丸太という自然木の質感を十分に活かした住宅が、『志摩の小庭 いかだ丸太の家/いのこ野 ~inocono~』です。志摩という地区は、2016年、第42回先進国首脳会議サミットが、賢島(かしこじま)で開催されたことでも知られる、自然の恵が豊かな海に抱かれた地区で、真珠養殖が盛んな地域です。この真珠養殖のイカダに使用される、若齢で小径木の丸太材を建物の構造材として使用し、古き良き建築の手法も用いて、風土と素材、職人の技が一体となって周辺環境との調和も取れた、頑丈で繊細な地域に根差す木造住宅を実現しています。
気になる木質化住宅
「2021年ウッドデザイン賞」
受賞作品から
今年も、林野庁が推進する「ウッドデザイン賞」の募集が始まっています。「ウッドデザイン賞」は、木を使った優れた製品などを消費者目線で評価し、毎年11月に表彰される顕彰制度。発表を待つ2022年度の受賞作品の前に、昨年発表され、現在注目されている2021年の各受賞作品を紹介します。回を重ねるごとに、公共建築物とならんで一般注文住宅の受賞も目立ち始め、住宅の木質化が全国的に進んでいることを実感させるものとなっています。木質化住宅を建てようとしている方には、大いに参考になるものばかり。そんな受賞作品から気(木?)になる木質化住宅を紹介していきます。
丸太を活かした自然木住宅
多重空間という発想の家
同じく、木の質感と現しを最大に活かして、都心における新たな住居空間を提案した狭小住宅にも応用の効く、アイデアの詰まった作品として入選を果たしたのが『ニセカイジュウタク』です。コンセプトはライフスタイルや社会の変化に応答する住宅であり、住宅の中に2つの可変的な世界(領域)を作り出しています。例えば両親と夫婦、住宅と店舗、妻と夫、仕事と家など、限られた敷地の中に多重の空間(パブリックとプライベート)を成立させているわけです。ハウスメーカーと建築家がともに作り上げたこの住宅は、柱や梁、内装壁、 天井、床には木の現し仕上げを施し、木のある暮らしを享受しながら、変化を許容する新たな都市型木造住宅の在り方を提示したとして評価されました。まさにコロナ禍で住まい方や働き方が変化した時代ならではの、柔軟な木造空間構成に取り組んだ好例といえるでしょう。
環境に配慮した半規格化住宅
続いてご紹介するのは、『福井県の気候風土に適した半規格化住宅群』。
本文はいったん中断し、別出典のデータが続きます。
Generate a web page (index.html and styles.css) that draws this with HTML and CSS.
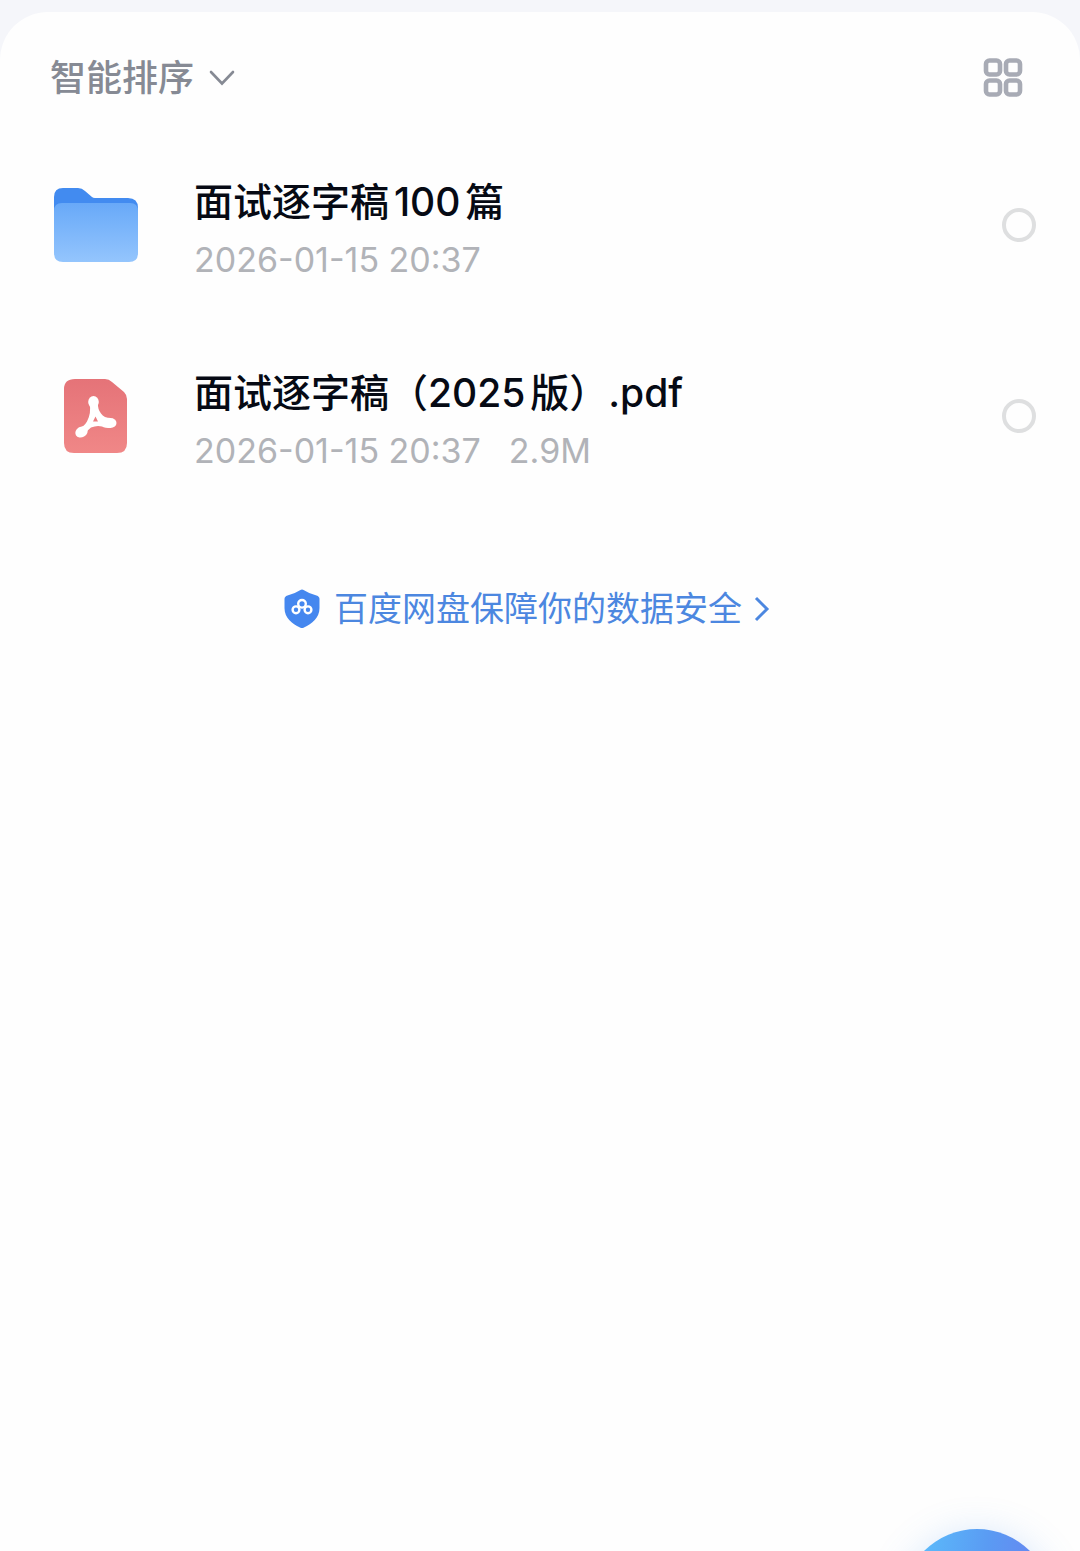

ロハスな生活を実現するための住宅に適していると評され受賞しました。この住宅のコンセプトは、福井県の気候風土慣習に配慮した、資源の活用をめざした半規格化住宅です。中でも一番の特徴は、地域や自然とつながるために住宅の汎用性を考え、低価格で高性能であることです。古民家のように検証・改善されていく仕組みの持続性も考慮し、世代を超えて愛される住宅を目指しています。そのための特別な設えを施すのではなく、地域の技術と素材、地域の職人と地域特性を活かした木材を利用し、気候や地理条件に合わせた快適で環境配慮型の木造住宅を完成させています。
和風エキスの詰まった最新木質化住宅
階高が低く、軒の深い昔ながらの日本の家を現代風に再現したのが、『人をダメにする家』。一見すると、住宅街にひっそりと建つ普通の佇まいですが、実際には風が抜け、陽が入る自然を感じられる、昔ながらの日本の家屋そのものなのです。敷地が都心によく見られる間口の狭い土地のため、近隣の窓の位置に配慮し、天窓も採用。空間内部に木組みの伝統工法技術を活かして、木箱を組むなどして高低差をもたせることで、縦の空間を上手く使い、木の断熱性や調湿性を使いながら、五感で感じることができる快適性と居住性を実現しています。
まとめ
2021年の「ウッドデザイン賞」は、これまで以上に一般注文住宅の入選作品が多い年となりました。木の空気感を感じられる住宅は、住む人の生活の質や感性までもきっと豊かにするはずです。いま注目されている受賞作品を参考にして、気(木)になる住宅を建ててみてはいかがでしょうか。